### Goal
Return all of the data exactly, with nothing left out but the pictures.

--- --- ---

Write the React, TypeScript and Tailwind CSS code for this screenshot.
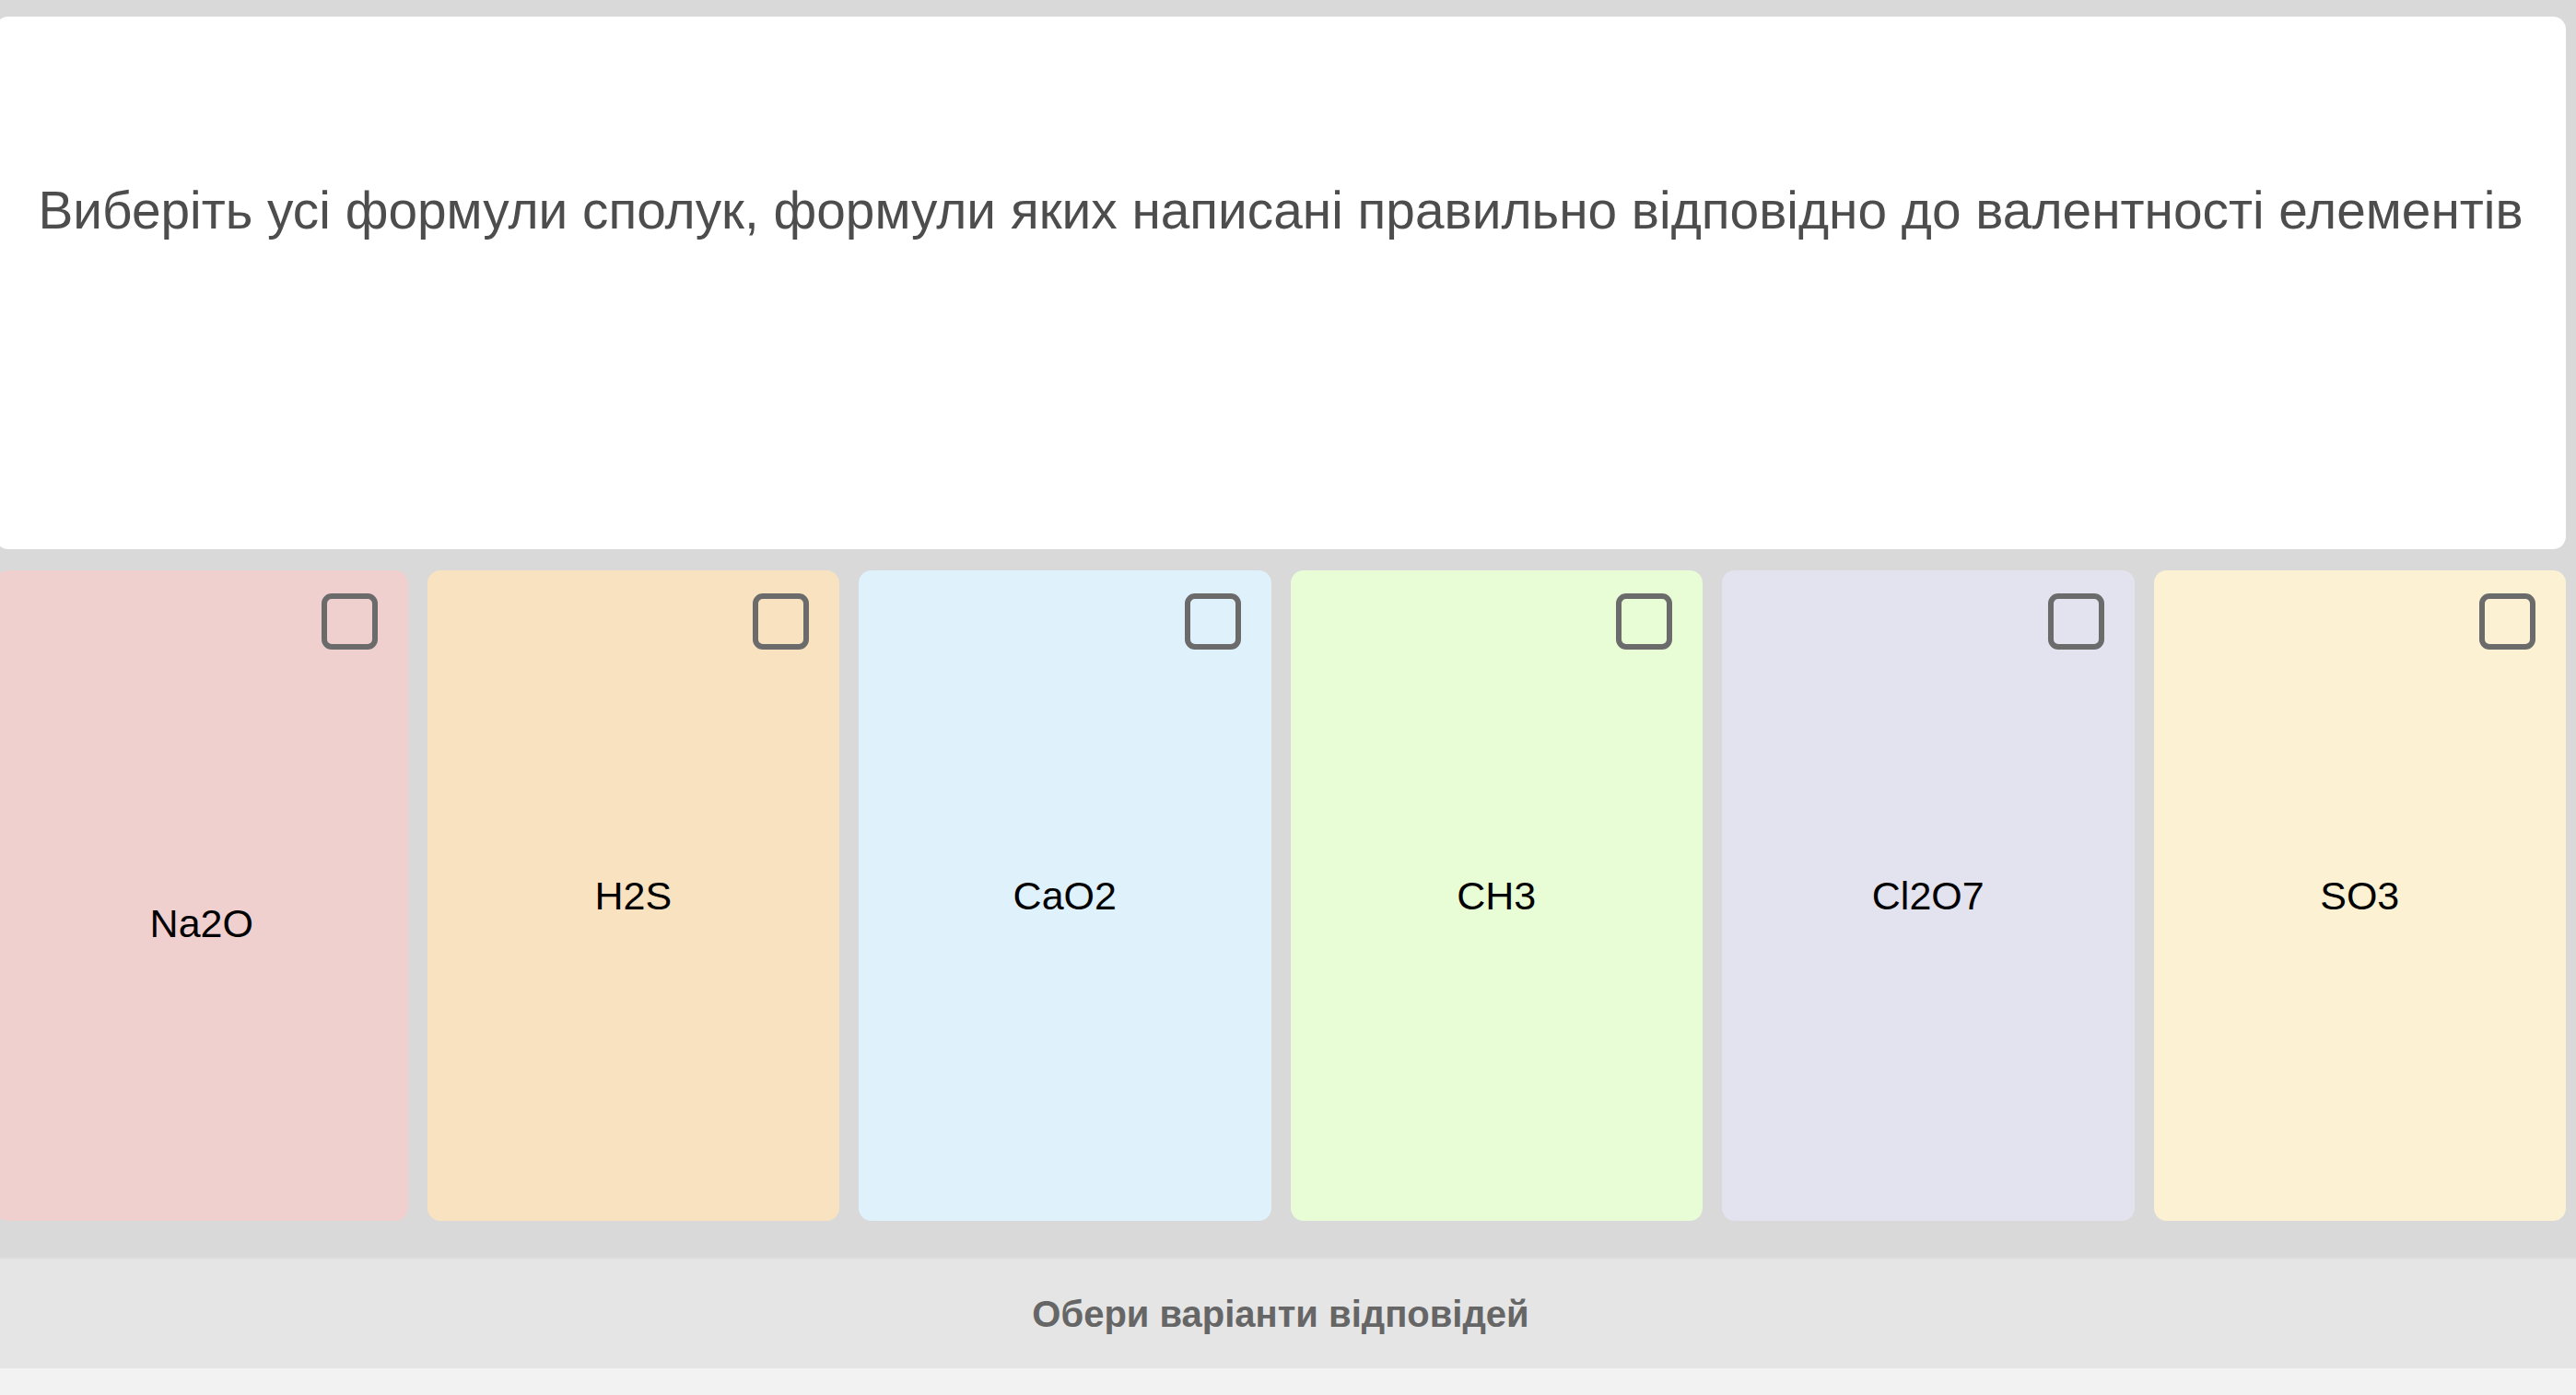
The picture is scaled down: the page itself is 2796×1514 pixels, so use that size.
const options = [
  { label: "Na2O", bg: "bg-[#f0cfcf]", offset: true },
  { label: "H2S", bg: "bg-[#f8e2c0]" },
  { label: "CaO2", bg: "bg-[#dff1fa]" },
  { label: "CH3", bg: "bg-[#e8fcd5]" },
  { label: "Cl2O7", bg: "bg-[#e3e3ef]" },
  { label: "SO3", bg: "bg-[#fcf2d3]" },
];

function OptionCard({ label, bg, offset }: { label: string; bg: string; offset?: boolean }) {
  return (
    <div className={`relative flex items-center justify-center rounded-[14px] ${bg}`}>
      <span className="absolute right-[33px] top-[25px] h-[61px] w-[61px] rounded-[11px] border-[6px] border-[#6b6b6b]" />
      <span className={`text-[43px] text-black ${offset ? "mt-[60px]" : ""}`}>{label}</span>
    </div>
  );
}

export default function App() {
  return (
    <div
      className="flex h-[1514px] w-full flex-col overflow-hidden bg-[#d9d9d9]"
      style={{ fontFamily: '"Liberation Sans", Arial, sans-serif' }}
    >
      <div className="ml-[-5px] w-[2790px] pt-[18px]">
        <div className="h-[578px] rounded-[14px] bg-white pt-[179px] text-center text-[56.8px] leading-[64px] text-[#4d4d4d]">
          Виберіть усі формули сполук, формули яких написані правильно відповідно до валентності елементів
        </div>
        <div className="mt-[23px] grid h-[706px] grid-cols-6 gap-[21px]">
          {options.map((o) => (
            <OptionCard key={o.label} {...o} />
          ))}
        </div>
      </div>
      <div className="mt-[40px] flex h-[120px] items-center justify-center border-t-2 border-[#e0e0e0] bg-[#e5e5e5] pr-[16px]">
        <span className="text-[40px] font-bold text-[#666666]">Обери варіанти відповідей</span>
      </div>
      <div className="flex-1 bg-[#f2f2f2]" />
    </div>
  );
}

--- --- ---

### Expected output
Write the React, TypeScript and Tailwind CSS code for this screenshot.
The picture is scaled down: the page itself is 2796×1514 pixels, so use that size.
const options = [
  { label: "Na2O", bg: "bg-[#f0cfcf]", offset: true },
  { label: "H2S", bg: "bg-[#f8e2c0]" },
  { label: "CaO2", bg: "bg-[#dff1fa]" },
  { label: "CH3", bg: "bg-[#e8fcd5]" },
  { label: "Cl2O7", bg: "bg-[#e3e3ef]" },
  { label: "SO3", bg: "bg-[#fcf2d3]" },
];

function OptionCard({ label, bg, offset }: { label: string; bg: string; offset?: boolean }) {
  return (
    <div className={`relative flex items-center justify-center rounded-[14px] ${bg}`}>
      <span className="absolute right-[33px] top-[25px] h-[61px] w-[61px] rounded-[11px] border-[6px] border-[#6b6b6b]" />
      <span className={`text-[43px] text-black ${offset ? "mt-[60px]" : ""}`}>{label}</span>
    </div>
  );
}

export default function App() {
  return (
    <div
      className="flex h-[1514px] w-full flex-col overflow-hidden bg-[#d9d9d9]"
      style={{ fontFamily: '"Liberation Sans", Arial, sans-serif' }}
    >
      <div className="ml-[-5px] w-[2790px] pt-[18px]">
        <div className="h-[578px] rounded-[14px] bg-white pt-[179px] text-center text-[56.8px] leading-[64px] text-[#4d4d4d]">
          Виберіть усі формули сполук, формули яких написані правильно відповідно до валентності елементів
        </div>
        <div className="mt-[23px] grid h-[706px] grid-cols-6 gap-[21px]">
          {options.map((o) => (
            <OptionCard key={o.label} {...o} />
          ))}
        </div>
      </div>
      <div className="mt-[40px] flex h-[120px] items-center justify-center border-t-2 border-[#e0e0e0] bg-[#e5e5e5] pr-[16px]">
        <span className="text-[40px] font-bold text-[#666666]">Обери варіанти відповідей</span>
      </div>
      <div className="flex-1 bg-[#f2f2f2]" />
    </div>
  );
}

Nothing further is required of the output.